Recorded information:
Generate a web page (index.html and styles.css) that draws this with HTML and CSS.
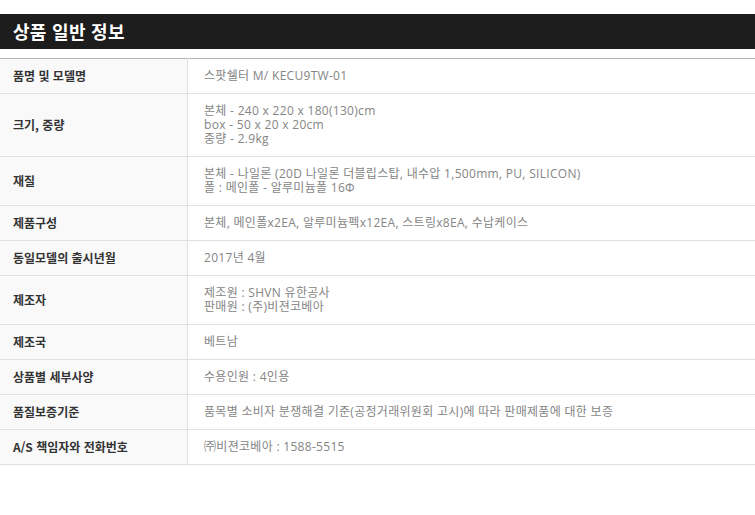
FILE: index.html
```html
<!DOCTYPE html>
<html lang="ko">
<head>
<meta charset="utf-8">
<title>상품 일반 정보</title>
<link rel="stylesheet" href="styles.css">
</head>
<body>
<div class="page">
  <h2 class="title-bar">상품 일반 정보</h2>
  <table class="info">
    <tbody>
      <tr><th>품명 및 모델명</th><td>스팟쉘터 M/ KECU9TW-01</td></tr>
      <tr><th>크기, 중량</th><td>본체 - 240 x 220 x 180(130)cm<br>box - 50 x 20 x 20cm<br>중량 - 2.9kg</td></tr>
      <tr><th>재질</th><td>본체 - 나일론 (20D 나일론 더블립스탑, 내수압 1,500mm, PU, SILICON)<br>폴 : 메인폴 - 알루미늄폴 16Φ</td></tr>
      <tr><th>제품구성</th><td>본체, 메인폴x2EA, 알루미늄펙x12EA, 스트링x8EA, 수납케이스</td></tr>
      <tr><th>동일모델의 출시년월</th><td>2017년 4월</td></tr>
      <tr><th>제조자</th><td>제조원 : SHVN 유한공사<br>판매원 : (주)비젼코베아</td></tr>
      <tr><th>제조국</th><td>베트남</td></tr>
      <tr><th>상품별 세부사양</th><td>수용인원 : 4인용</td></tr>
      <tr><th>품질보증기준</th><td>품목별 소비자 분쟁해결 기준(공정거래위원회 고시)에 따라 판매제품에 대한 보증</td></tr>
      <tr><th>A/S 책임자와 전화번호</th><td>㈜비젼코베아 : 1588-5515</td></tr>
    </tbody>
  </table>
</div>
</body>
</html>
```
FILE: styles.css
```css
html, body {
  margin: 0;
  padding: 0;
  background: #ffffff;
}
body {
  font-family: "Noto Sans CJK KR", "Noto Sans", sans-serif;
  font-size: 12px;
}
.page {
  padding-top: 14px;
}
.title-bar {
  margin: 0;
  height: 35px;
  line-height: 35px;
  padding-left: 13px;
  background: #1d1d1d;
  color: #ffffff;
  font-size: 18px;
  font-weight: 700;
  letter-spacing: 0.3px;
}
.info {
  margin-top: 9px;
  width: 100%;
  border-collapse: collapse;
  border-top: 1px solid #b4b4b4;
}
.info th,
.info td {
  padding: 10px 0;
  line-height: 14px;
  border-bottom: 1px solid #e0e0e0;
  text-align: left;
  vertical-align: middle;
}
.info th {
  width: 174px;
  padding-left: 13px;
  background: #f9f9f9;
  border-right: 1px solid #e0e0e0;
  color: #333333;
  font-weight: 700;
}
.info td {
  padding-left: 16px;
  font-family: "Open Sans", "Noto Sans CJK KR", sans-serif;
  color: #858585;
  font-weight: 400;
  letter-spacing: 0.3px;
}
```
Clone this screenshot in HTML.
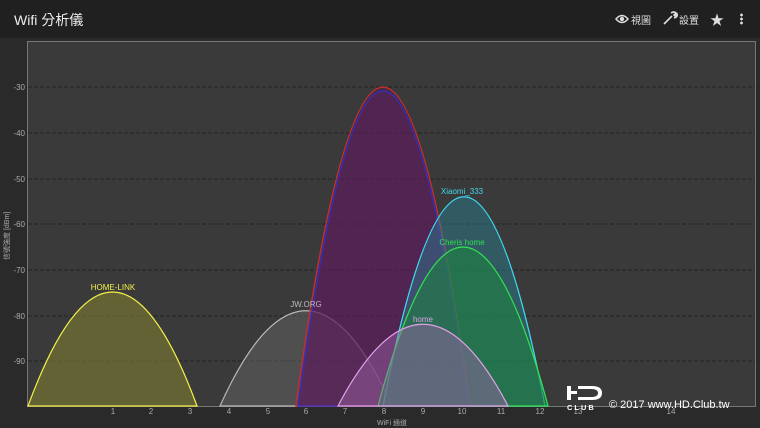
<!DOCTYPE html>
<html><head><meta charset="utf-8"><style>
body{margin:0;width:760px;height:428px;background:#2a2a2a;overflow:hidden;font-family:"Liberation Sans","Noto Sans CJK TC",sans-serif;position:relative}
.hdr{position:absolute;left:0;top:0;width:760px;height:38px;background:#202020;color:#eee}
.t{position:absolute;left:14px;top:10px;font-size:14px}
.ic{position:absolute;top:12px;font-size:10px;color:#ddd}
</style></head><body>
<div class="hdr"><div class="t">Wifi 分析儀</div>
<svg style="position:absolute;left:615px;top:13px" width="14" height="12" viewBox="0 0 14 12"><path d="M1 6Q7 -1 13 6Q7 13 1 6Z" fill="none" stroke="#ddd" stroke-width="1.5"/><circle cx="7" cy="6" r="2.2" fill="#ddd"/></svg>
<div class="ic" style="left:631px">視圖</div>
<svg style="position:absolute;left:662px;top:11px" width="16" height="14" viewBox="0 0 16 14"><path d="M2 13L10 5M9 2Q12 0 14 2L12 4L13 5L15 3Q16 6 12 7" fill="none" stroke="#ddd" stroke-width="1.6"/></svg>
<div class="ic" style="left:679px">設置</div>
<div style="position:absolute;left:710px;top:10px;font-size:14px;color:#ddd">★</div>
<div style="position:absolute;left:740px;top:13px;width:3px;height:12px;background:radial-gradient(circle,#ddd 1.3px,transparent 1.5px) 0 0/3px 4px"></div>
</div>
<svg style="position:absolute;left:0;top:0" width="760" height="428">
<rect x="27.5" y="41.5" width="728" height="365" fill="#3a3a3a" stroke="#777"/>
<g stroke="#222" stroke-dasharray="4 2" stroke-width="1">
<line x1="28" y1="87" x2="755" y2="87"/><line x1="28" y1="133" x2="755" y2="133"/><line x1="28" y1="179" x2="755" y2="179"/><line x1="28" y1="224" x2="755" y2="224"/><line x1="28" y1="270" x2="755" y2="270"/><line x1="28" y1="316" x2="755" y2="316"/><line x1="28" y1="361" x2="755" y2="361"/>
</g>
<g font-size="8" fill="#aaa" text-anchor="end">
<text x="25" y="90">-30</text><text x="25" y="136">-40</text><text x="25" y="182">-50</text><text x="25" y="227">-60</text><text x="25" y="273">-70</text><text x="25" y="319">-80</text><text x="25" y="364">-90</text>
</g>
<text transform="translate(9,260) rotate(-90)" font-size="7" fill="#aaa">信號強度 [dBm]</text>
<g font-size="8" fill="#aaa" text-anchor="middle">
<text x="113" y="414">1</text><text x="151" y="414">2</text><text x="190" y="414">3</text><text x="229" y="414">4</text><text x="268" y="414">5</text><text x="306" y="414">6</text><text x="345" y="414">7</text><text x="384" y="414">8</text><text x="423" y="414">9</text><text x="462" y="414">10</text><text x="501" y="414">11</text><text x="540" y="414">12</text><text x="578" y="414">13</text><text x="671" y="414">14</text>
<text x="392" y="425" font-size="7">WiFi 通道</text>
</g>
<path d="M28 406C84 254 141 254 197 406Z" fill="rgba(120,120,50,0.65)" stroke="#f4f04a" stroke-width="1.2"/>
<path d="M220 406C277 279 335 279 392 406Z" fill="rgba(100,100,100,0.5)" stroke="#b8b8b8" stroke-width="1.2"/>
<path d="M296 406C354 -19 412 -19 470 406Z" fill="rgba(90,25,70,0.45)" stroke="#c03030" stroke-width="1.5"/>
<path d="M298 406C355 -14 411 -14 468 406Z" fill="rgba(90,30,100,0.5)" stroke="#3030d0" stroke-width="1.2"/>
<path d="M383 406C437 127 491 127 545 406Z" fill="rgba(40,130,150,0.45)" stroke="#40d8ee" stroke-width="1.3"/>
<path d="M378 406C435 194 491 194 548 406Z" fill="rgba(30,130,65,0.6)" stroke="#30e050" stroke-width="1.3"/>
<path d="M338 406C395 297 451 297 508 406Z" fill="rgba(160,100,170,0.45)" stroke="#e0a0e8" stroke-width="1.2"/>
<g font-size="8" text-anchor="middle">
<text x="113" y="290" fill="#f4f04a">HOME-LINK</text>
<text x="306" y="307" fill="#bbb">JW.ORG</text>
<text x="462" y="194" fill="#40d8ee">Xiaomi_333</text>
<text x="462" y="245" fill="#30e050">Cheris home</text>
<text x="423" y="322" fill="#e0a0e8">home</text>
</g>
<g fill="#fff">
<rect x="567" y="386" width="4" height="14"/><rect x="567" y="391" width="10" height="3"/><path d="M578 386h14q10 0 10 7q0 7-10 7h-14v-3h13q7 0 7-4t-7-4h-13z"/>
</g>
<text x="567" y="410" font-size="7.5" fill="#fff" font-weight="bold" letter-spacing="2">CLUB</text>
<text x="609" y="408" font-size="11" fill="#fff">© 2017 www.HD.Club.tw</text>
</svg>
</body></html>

Task prompt: Retype the whole listing, keeping every line identical and omitting all pictures.

Output:
Generate a web page (index.html and styles.css) that draws this with HTML and CSS.
FILE: index.html
```html
<!DOCTYPE html>
<html lang="ko">
<head>
<meta charset="utf-8">
<title>상품 일반 정보</title>
<link rel="stylesheet" href="styles.css">
</head>
<body>
<div class="page">
  <h2 class="title-bar">상품 일반 정보</h2>
  <table class="info">
    <tbody>
      <tr><th>품명 및 모델명</th><td>스팟쉘터 M/ KECU9TW-01</td></tr>
      <tr><th>크기, 중량</th><td>본체 - 240 x 220 x 180(130)cm<br>box - 50 x 20 x 20cm<br>중량 - 2.9kg</td></tr>
      <tr><th>재질</th><td>본체 - 나일론 (20D 나일론 더블립스탑, 내수압 1,500mm, PU, SILICON)<br>폴 : 메인폴 - 알루미늄폴 16Φ</td></tr>
      <tr><th>제품구성</th><td>본체, 메인폴x2EA, 알루미늄펙x12EA, 스트링x8EA, 수납케이스</td></tr>
      <tr><th>동일모델의 출시년월</th><td>2017년 4월</td></tr>
      <tr><th>제조자</th><td>제조원 : SHVN 유한공사<br>판매원 : (주)비젼코베아</td></tr>
      <tr><th>제조국</th><td>베트남</td></tr>
      <tr><th>상품별 세부사양</th><td>수용인원 : 4인용</td></tr>
      <tr><th>품질보증기준</th><td>품목별 소비자 분쟁해결 기준(공정거래위원회 고시)에 따라 판매제품에 대한 보증</td></tr>
      <tr><th>A/S 책임자와 전화번호</th><td>㈜비젼코베아 : 1588-5515</td></tr>
    </tbody>
  </table>
</div>
</body>
</html>
```
FILE: styles.css
```css
html, body {
  margin: 0;
  padding: 0;
  background: #ffffff;
}
body {
  font-family: "Noto Sans CJK KR", "Noto Sans", sans-serif;
  font-size: 12px;
}
.page {
  padding-top: 14px;
}
.title-bar {
  margin: 0;
  height: 35px;
  line-height: 35px;
  padding-left: 13px;
  background: #1d1d1d;
  color: #ffffff;
  font-size: 18px;
  font-weight: 700;
  letter-spacing: 0.3px;
}
.info {
  margin-top: 9px;
  width: 100%;
  border-collapse: collapse;
  border-top: 1px solid #b4b4b4;
}
.info th,
.info td {
  padding: 10px 0;
  line-height: 14px;
  border-bottom: 1px solid #e0e0e0;
  text-align: left;
  vertical-align: middle;
}
.info th {
  width: 174px;
  padding-left: 13px;
  background: #f9f9f9;
  border-right: 1px solid #e0e0e0;
  color: #333333;
  font-weight: 700;
}
.info td {
  padding-left: 16px;
  font-family: "Open Sans", "Noto Sans CJK KR", sans-serif;
  color: #858585;
  font-weight: 400;
  letter-spacing: 0.3px;
}
```
Clone this screenshot in HTML.
<!DOCTYPE html>
<html><head><meta charset="utf-8"><style>
body{margin:0;width:760px;height:428px;background:#2a2a2a;overflow:hidden;font-family:"Liberation Sans","Noto Sans CJK TC",sans-serif;position:relative}
.hdr{position:absolute;left:0;top:0;width:760px;height:38px;background:#202020;color:#eee}
.t{position:absolute;left:14px;top:10px;font-size:14px}
.ic{position:absolute;top:12px;font-size:10px;color:#ddd}
</style></head><body>
<div class="hdr"><div class="t">Wifi 分析儀</div>
<svg style="position:absolute;left:615px;top:13px" width="14" height="12" viewBox="0 0 14 12"><path d="M1 6Q7 -1 13 6Q7 13 1 6Z" fill="none" stroke="#ddd" stroke-width="1.5"/><circle cx="7" cy="6" r="2.2" fill="#ddd"/></svg>
<div class="ic" style="left:631px">視圖</div>
<svg style="position:absolute;left:662px;top:11px" width="16" height="14" viewBox="0 0 16 14"><path d="M2 13L10 5M9 2Q12 0 14 2L12 4L13 5L15 3Q16 6 12 7" fill="none" stroke="#ddd" stroke-width="1.6"/></svg>
<div class="ic" style="left:679px">設置</div>
<div style="position:absolute;left:710px;top:10px;font-size:14px;color:#ddd">★</div>
<div style="position:absolute;left:740px;top:13px;width:3px;height:12px;background:radial-gradient(circle,#ddd 1.3px,transparent 1.5px) 0 0/3px 4px"></div>
</div>
<svg style="position:absolute;left:0;top:0" width="760" height="428">
<rect x="27.5" y="41.5" width="728" height="365" fill="#3a3a3a" stroke="#777"/>
<g stroke="#222" stroke-dasharray="4 2" stroke-width="1">
<line x1="28" y1="87" x2="755" y2="87"/><line x1="28" y1="133" x2="755" y2="133"/><line x1="28" y1="179" x2="755" y2="179"/><line x1="28" y1="224" x2="755" y2="224"/><line x1="28" y1="270" x2="755" y2="270"/><line x1="28" y1="316" x2="755" y2="316"/><line x1="28" y1="361" x2="755" y2="361"/>
</g>
<g font-size="8" fill="#aaa" text-anchor="end">
<text x="25" y="90">-30</text><text x="25" y="136">-40</text><text x="25" y="182">-50</text><text x="25" y="227">-60</text><text x="25" y="273">-70</text><text x="25" y="319">-80</text><text x="25" y="364">-90</text>
</g>
<text transform="translate(9,260) rotate(-90)" font-size="7" fill="#aaa">信號強度 [dBm]</text>
<g font-size="8" fill="#aaa" text-anchor="middle">
<text x="113" y="414">1</text><text x="151" y="414">2</text><text x="190" y="414">3</text><text x="229" y="414">4</text><text x="268" y="414">5</text><text x="306" y="414">6</text><text x="345" y="414">7</text><text x="384" y="414">8</text><text x="423" y="414">9</text><text x="462" y="414">10</text><text x="501" y="414">11</text><text x="540" y="414">12</text><text x="578" y="414">13</text><text x="671" y="414">14</text>
<text x="392" y="425" font-size="7">WiFi 通道</text>
</g>
<path d="M28 406C84 254 141 254 197 406Z" fill="rgba(120,120,50,0.65)" stroke="#f4f04a" stroke-width="1.2"/>
<path d="M220 406C277 279 335 279 392 406Z" fill="rgba(100,100,100,0.5)" stroke="#b8b8b8" stroke-width="1.2"/>
<path d="M296 406C354 -19 412 -19 470 406Z" fill="rgba(90,25,70,0.45)" stroke="#c03030" stroke-width="1.5"/>
<path d="M298 406C355 -14 411 -14 468 406Z" fill="rgba(90,30,100,0.5)" stroke="#3030d0" stroke-width="1.2"/>
<path d="M383 406C437 127 491 127 545 406Z" fill="rgba(40,130,150,0.45)" stroke="#40d8ee" stroke-width="1.3"/>
<path d="M378 406C435 194 491 194 548 406Z" fill="rgba(30,130,65,0.6)" stroke="#30e050" stroke-width="1.3"/>
<path d="M338 406C395 297 451 297 508 406Z" fill="rgba(160,100,170,0.45)" stroke="#e0a0e8" stroke-width="1.2"/>
<g font-size="8" text-anchor="middle">
<text x="113" y="290" fill="#f4f04a">HOME-LINK</text>
<text x="306" y="307" fill="#bbb">JW.ORG</text>
<text x="462" y="194" fill="#40d8ee">Xiaomi_333</text>
<text x="462" y="245" fill="#30e050">Cheris home</text>
<text x="423" y="322" fill="#e0a0e8">home</text>
</g>
<g fill="#fff">
<rect x="567" y="386" width="4" height="14"/><rect x="567" y="391" width="10" height="3"/><path d="M578 386h14q10 0 10 7q0 7-10 7h-14v-3h13q7 0 7-4t-7-4h-13z"/>
</g>
<text x="567" y="410" font-size="7.5" fill="#fff" font-weight="bold" letter-spacing="2">CLUB</text>
<text x="609" y="408" font-size="11" fill="#fff">© 2017 www.HD.Club.tw</text>
</svg>
</body></html>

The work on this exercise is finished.